People came for various reasons I believe. I know a few attended because they are related to me and I had asked them 6 times if they were coming! (thank you) Some came because they were curious about some aspect of the cooking/blogging/history part of it. But many came because of their memories of the Mennonite Community Cookbook. Some folks came clutching this treasured cookbook, ready with page numbers of their favorite recipes. There were stories of receiving the book, traveling abroad with the book, cooking from it and knowing the author or illustrator. The stories told aloud to the larger group or to me personally after the program were each precious and rare. I loved hearing them. They are still trickling in with suggestions for recipes or offers of information and each one is like seeing a new star in the sky. Each shared experience is a story with meaning and a connection to a source of love or happiness. Keeping these stories alive is one way we give meaning to growing older I think.
I made these pecan squares to share at this time on Sunday afternoon at the museum. It was a fascinating experience and the appreciation for the memories bubbled over and spilled out and made me eager to learn more. I have suggestions, new information and even some elderberries that will provide me with more cooking experiences to continue on this journey.

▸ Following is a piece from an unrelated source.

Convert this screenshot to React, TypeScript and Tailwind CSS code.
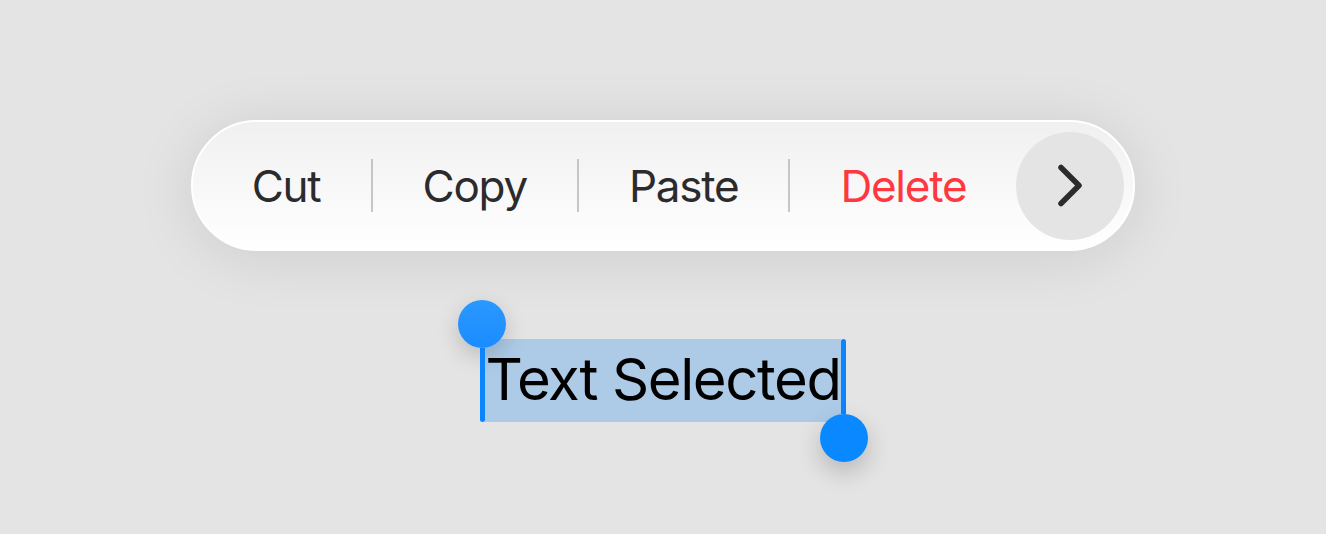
import React from 'react';

const MenuItem: React.FC<{ label: string; danger?: boolean }> = ({ label, danger = false }) => (
  <span
    className={`px-[50px] text-[44px] leading-none tracking-[-0.028em] ${danger ? 'text-[#ff383f]' : 'text-[#2b2b2d]'}`}
  >
    {label}
  </span>
);

const Separator: React.FC = () => <span className="h-[53px] w-[2px] bg-[#c6c6c6]" />;

const EditMenu: React.FC = () => (
  <div className="flex h-[131px] items-center rounded-full border-2 border-white bg-gradient-to-b from-[#f0f0f0] to-white pl-[9px] pr-[9px] shadow-[0_6px_60px_rgba(0,0,0,0.1)]">
    <MenuItem label="Cut" />
    <Separator />
    <MenuItem label="Copy" />
    <Separator />
    <MenuItem label="Paste" />
    <Separator />
    <MenuItem label="Delete" danger />
    <button
      type="button"
      className="flex h-[108px] w-[108px] items-center justify-center rounded-full bg-[#e4e4e4]"
    >
      <svg width="30" height="46" viewBox="0 0 30 46" fill="none">
        <path
          d="M5 4.5 L23 22.5 L5 40.5"
          stroke="#2b2b2d"
          strokeWidth="5.5"
          strokeLinecap="round"
          strokeLinejoin="round"
          transform="translate(1 0)"
        />
      </svg>
    </button>
  </div>
);

const Selection: React.FC = () => (
  <div className="relative">
    <span className="block bg-[#adcbe7] pb-[3px] text-[58px] leading-[80px] tracking-[-0.024em] text-black">
      Text Selected
    </span>
    {/* start handle */}
    <div className="absolute left-[-27px] top-[-39px] flex flex-col items-center">
      <span className="h-[48px] w-[48px] rounded-full bg-gradient-to-b from-[#2b98ff] to-[#1a8cff] shadow-[0_8px_22px_rgba(0,0,0,0.18)]" />
      <span className="h-[74px] w-[5px] rounded-b-full bg-[#0a84ff]" />
    </div>
    {/* end handle */}
    <div className="absolute right-[-27px] top-0 flex flex-col items-center">
      <span className="h-[75px] w-[5px] rounded-t-full bg-[#0a84ff]" />
      <span className="h-[48px] w-[48px] rounded-full bg-[#0a88ff] shadow-[0_10px_24px_rgba(0,0,0,0.2)]" />
    </div>
  </div>
);

export default function App() {
  return (
    <div
      className="flex min-h-screen flex-col items-center bg-[#e4e4e4] pt-[120px]"
      style={{ fontFamily: 'Inter, "Noto Sans", sans-serif' }}
    >
      <EditMenu />
      <div className="mt-[88px]">
        <Selection />
      </div>
    </div>
  );
}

Here is a recipe for some bars that were served at that gathering...
1/3 cup butter
1/3 cup margarine
2 cups flour
1/2 cup brown sugar
1 cup chopped pecans
Cream butter, margarine and sugar together.
Add egg and beat until fluffy.
Add flour and work well into mixture.
Spread in a buttered 9 X 13 pan.
Beat remaining egg and spread over mixture with a brush. Spread the egg all the way to the edges of the dough.
Sprinkle with brown sugar and top with chopped nuts.
Bake at 350 for 25-27 minutes.
Cut into small squares.
This recipe is adapted from the Mennonite Community Cookbook. I confess, I had to make it twice, learning some things after the first time. So, my learned lessons are reflected in this adapted recipe. These are good, not the most memorable thing you may ever eat, but tasty and fairly efficient to make.